Friday 5 May 2023

100 Minutes Campaign, some musings

 I was very taken with the ideas around Archduke Piccolo's  100 Minutes Campaign  as it seemed to map very well onto the higher level approach I've been trying to take with my newly rebased 6mm Napoleonics. French Corps with four infantry stands, a gun and a cavalry stand were exactly what I was aiming for. The game is also aimed at short campaigns, rather than single set piece battles, so things like outflanking, reinforcements are catered for automatically as part of the game system, rather than scenario bolt ons.

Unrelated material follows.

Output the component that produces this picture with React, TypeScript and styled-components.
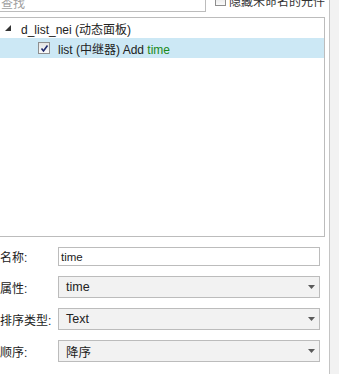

While pondering where I could set this up using my Hexon, I had a think about one aspect the Duke commented on himself. The casualty rate was....quite high. I think this is an inevitable consequence of the Memoir 44 type combat system where each stand rolls a dice with very high chance of eliminating an enemy one and the number of hits determining who won or lost the battle. The Archduke suggested some sort of reinforcements every few turns, but how else to resolve combat if the manouvre units are Corps? In mass warfare in both the gunpowder and pre-gunpowder age, casualties are usually a function of who wins, rather than being a determinant of victory.

As I was away on holiday, I had a bit of a think and looked the actual irrecoverable casualty rates in ten Napoleonic battles ranging from Marengo to Leipzig, and how the related to the winners and losers. In the battles I looked at generally the winner suffered fewer casualties in both percentage and absolute terms, and generally the side with more troops won (but certainly not always)  in line with Clausewitz's observation that 2:1 was generally sufficient to guarantee victory. 

The loser generally lost around twice the casualties of the winner (it ranges from 1:1 to 3:1) of which around half were prisoners, captured in the immediate pursuit, and the percentage loss for winners was 10% to 25% and losers 16% to 30%. Interestingly the number of battle casualties each side suffered (as opposed to prisoners) was generally roughly the same, with a slight preponderance to the loser but unrelated to the relative size of each armies. Some battles (Wagram, Borodino) degenerated into a huge slugging match with very high losses on both sides.



Where does this leave us? Well for me, it prompted memories of playing AHGCs 'War and Peace', which also resolved battles at Corps level, albeit with 40 mile hexes and month long turns, with the battles resolved in multiple rounds to allow for reinforcement and demoralisation. The combat system uses a 2D6 (aka DBA type opposed dice throws), and combat losses per round of combat are generally around 10%, but can also involve one side becoming demoralised. Once one side is completely demoralised, it runs away and generally the losses aren't enormous but are suffered disproportionately by the loser.

W&P has leader ratings and 'morale' (actually quality) ratings for each army, but it is just as easy to pro rata the SP of each Corps represent troop quality so e.g. 1 stand = 4000 French infantry or 6000 Prussians or whatever.

Anyway, I guess I'm looking at some sort of opposed D6 system (like DBA) with win/lose and the degree of loss on each side determined by the degree of difference. Modified by leader quality, odds ratios and maybe terrain, this will end up looking some like the bell curve CRT in Tom Mouats 'Sandhurst Kriegspiel' modern grand tactical rules. 



I'll kick a few more ideas around while simultaneously figuring out how to fit a 12x15 Hexon grid on my dining table. I may have to reduce the battlefield size a bit and have the outlying Corps march on from off the table.

A first draft is something like this. Use the standard method to rate the participating Corps combat strength (one per stand plus one per combat arm present), losses are as a percentage of the stands (round fractions up). so e.g. a force of 12 stands loses 10%, so 1.2, rounded up to 2 stands. 

Roll opposed D6. Modify each dice by:

Odds: 3:2 +1 2:1 +2 3:1 +3 etc, per terrain advantage +1, add in leader ratings if relevant (1-3) -1 if enemy unsupplied. 

Most Army leaders are (1), some are (2) and only Nosey and Boney are (3) - straight from W&P.

Draw = both sides lose 10%, fractions always rounded up. Else:

Winner always loses 10%.

Lose by one or two, lose 20% and retreat.

Lose by three or more, lose 30% and retreat.

If the winner has more cavalry stands, lose an extra stand.

Every other loss must be a cavalry or artillery if available. Leaders hit on a double 6.

Something like that anyway. I need to fiddle around with the odds and results a bit.

I'm also strongly tempted to have a 'march to the guns' option as in W&P so adjacent Corps can attempt to intervene, and you can do things like Jena-Auerstadt where one flank wins a battle then moves to reinforce the other, or Waterloo where Napoleon can wait in agony for Grouchy, only for it to be the Prussians.

Anyway, I'll get a game set up and try it out, as theory and practice are not the same thing.